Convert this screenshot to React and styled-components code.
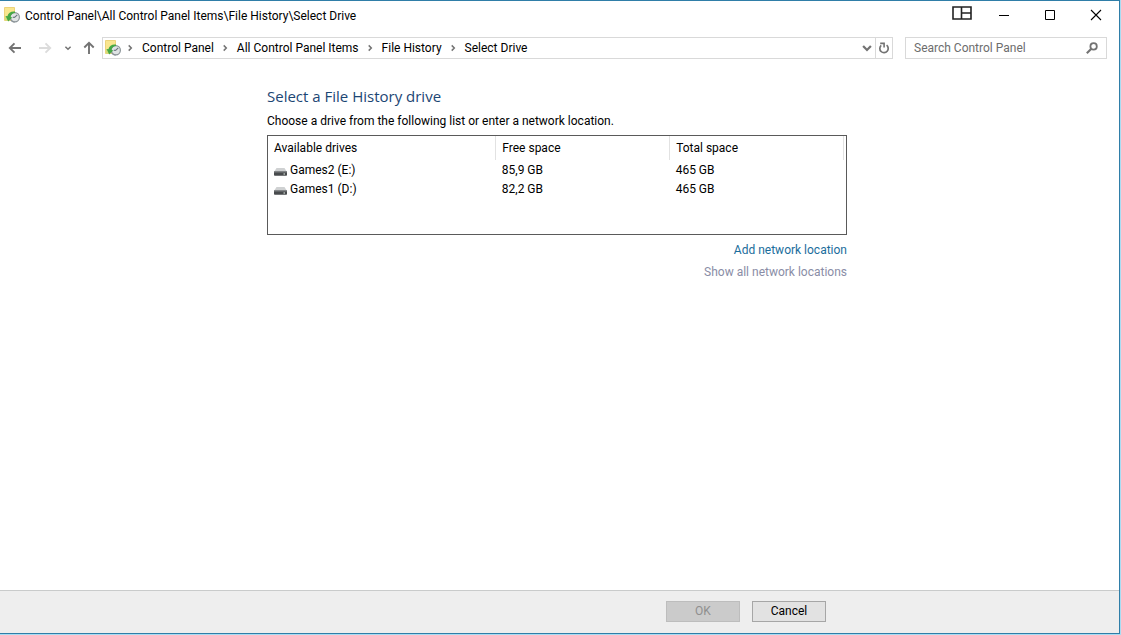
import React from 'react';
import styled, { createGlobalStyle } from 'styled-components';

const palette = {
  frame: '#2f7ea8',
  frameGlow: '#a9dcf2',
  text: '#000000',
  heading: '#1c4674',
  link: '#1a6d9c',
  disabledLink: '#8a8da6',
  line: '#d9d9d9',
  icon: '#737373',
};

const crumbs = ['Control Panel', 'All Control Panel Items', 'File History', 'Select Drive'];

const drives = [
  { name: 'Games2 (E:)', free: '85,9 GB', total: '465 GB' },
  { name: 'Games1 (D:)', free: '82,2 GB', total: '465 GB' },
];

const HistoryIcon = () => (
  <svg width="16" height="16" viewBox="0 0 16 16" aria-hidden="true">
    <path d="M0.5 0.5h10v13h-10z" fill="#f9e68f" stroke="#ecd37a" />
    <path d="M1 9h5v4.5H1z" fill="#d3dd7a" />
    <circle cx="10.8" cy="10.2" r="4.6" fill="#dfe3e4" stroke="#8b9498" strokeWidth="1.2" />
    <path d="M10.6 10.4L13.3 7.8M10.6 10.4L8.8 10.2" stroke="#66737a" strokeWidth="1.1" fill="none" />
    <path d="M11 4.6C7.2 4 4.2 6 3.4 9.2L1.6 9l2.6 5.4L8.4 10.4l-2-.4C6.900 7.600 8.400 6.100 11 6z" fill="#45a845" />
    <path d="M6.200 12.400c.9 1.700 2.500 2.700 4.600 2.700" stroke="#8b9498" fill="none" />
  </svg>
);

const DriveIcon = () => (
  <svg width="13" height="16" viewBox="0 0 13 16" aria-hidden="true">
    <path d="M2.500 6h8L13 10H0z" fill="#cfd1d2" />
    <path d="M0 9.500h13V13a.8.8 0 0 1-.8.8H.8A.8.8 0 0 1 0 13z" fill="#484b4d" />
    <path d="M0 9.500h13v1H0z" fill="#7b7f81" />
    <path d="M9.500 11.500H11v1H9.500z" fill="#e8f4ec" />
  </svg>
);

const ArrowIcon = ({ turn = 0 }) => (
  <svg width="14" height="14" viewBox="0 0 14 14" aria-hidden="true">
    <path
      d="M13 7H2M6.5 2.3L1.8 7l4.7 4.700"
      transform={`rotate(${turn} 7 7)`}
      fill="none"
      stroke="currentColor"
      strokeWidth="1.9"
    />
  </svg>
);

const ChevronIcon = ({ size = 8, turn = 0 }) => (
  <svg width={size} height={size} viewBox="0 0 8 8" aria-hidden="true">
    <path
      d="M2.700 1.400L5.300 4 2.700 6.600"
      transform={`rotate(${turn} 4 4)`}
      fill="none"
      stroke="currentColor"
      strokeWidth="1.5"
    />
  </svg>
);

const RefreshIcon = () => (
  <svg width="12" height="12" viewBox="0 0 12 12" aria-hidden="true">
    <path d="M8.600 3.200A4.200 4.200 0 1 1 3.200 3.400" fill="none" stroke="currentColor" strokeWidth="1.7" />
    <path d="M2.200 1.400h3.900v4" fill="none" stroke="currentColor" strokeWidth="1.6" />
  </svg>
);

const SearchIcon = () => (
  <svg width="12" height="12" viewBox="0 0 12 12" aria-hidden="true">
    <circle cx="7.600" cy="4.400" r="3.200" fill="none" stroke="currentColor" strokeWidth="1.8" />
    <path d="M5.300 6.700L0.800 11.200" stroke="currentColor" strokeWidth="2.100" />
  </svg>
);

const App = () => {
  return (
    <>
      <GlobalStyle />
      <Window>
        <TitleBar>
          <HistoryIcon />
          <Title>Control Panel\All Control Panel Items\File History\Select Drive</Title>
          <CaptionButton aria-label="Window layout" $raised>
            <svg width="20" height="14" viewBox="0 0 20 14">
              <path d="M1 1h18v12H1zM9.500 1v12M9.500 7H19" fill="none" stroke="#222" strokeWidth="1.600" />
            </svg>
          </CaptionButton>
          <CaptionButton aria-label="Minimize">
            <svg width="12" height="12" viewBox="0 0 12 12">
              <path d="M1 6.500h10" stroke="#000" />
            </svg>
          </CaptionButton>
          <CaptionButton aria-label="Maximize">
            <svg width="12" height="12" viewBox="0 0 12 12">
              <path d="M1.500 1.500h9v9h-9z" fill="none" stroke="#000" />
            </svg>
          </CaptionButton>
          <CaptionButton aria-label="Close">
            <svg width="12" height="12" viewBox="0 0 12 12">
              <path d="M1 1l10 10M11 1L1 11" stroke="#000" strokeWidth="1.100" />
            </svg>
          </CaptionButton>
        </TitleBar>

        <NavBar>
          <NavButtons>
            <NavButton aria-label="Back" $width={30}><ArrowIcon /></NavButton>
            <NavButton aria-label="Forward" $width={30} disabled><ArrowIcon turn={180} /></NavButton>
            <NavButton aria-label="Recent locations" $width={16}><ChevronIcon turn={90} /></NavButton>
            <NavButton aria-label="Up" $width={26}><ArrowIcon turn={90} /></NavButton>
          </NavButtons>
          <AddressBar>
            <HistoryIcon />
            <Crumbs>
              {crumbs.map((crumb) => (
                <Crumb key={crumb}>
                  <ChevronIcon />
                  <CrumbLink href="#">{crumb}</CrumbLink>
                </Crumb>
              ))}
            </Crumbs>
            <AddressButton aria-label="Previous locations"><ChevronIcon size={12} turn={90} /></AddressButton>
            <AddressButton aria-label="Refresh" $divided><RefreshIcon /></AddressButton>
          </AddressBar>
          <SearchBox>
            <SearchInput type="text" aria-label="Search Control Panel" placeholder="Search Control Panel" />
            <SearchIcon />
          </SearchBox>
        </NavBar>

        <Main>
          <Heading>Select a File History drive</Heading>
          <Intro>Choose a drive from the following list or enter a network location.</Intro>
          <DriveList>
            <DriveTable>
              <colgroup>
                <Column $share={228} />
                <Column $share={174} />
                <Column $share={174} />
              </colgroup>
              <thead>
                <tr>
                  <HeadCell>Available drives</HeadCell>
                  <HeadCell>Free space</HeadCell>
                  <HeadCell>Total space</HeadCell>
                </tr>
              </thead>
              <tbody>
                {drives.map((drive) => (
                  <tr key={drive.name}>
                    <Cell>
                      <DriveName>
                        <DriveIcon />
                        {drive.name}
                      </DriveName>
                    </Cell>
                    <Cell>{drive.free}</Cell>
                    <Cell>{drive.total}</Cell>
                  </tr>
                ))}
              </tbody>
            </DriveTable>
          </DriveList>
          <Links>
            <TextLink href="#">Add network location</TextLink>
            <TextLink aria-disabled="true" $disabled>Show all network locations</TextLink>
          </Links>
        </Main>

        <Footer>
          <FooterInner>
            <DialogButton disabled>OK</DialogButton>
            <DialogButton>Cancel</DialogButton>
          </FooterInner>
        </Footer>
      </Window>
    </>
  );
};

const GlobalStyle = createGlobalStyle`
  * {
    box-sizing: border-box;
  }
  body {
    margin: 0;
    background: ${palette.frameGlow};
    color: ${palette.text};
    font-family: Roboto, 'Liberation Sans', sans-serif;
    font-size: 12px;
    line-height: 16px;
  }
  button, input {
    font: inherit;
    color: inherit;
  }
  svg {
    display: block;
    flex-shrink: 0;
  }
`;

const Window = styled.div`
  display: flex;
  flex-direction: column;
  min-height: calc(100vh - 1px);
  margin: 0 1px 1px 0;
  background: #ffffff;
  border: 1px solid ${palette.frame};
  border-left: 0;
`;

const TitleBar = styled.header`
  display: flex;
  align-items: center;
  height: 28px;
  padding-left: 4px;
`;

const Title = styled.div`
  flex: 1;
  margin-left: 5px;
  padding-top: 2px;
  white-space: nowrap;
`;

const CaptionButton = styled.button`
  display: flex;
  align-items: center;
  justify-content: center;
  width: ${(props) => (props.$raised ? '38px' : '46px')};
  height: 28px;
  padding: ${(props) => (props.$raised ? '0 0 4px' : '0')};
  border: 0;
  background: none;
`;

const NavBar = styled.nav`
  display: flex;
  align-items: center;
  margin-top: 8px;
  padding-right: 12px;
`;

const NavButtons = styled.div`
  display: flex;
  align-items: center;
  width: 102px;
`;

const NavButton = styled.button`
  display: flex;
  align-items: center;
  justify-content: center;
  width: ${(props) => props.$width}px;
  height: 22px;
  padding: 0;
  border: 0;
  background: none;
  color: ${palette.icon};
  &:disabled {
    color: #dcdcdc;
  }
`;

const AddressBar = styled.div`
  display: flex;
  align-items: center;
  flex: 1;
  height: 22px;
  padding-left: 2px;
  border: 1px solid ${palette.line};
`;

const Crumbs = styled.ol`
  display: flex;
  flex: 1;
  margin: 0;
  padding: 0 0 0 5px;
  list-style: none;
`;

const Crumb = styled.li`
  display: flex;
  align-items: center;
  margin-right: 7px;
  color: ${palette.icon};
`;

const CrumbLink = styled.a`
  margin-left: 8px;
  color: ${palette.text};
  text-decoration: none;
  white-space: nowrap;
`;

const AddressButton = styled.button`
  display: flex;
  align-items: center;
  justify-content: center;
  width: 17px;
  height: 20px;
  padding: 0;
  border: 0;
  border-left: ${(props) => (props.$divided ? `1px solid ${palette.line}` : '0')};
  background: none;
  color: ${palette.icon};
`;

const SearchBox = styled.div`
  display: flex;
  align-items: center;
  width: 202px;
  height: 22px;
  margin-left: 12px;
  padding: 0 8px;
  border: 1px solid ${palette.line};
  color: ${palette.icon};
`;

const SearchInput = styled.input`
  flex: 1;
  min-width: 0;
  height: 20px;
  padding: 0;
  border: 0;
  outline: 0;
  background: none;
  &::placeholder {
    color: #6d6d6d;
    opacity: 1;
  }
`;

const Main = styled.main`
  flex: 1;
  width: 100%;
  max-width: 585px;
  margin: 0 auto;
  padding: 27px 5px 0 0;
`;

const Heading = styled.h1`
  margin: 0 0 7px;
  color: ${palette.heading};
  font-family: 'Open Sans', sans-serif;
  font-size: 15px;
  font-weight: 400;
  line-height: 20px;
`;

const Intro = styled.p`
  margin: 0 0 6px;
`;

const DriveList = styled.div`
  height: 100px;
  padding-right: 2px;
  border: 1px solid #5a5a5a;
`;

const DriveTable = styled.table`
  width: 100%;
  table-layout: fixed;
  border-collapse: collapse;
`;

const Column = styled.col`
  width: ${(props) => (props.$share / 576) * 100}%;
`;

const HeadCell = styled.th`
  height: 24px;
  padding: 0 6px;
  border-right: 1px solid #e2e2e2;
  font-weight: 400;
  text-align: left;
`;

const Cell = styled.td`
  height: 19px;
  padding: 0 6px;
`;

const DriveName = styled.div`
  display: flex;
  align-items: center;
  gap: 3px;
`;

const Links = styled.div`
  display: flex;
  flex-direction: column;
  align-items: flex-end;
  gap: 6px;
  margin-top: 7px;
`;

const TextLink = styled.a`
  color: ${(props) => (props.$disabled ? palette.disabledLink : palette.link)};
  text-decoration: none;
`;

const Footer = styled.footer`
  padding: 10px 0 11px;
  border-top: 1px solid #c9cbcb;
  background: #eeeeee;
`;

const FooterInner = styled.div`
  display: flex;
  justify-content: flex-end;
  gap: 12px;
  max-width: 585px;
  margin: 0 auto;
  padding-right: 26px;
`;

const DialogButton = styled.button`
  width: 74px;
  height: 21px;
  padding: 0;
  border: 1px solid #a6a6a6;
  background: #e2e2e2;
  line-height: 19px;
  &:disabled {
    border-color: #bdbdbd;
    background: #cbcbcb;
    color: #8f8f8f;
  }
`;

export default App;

==========

__What needs to be done__. Go through the data above and find the lines with the word "components". Copy each of those lines.

__Response to the exercise__.
Convert this screenshot to React and styled-components code.
import styled, { createGlobalStyle } from 'styled-components';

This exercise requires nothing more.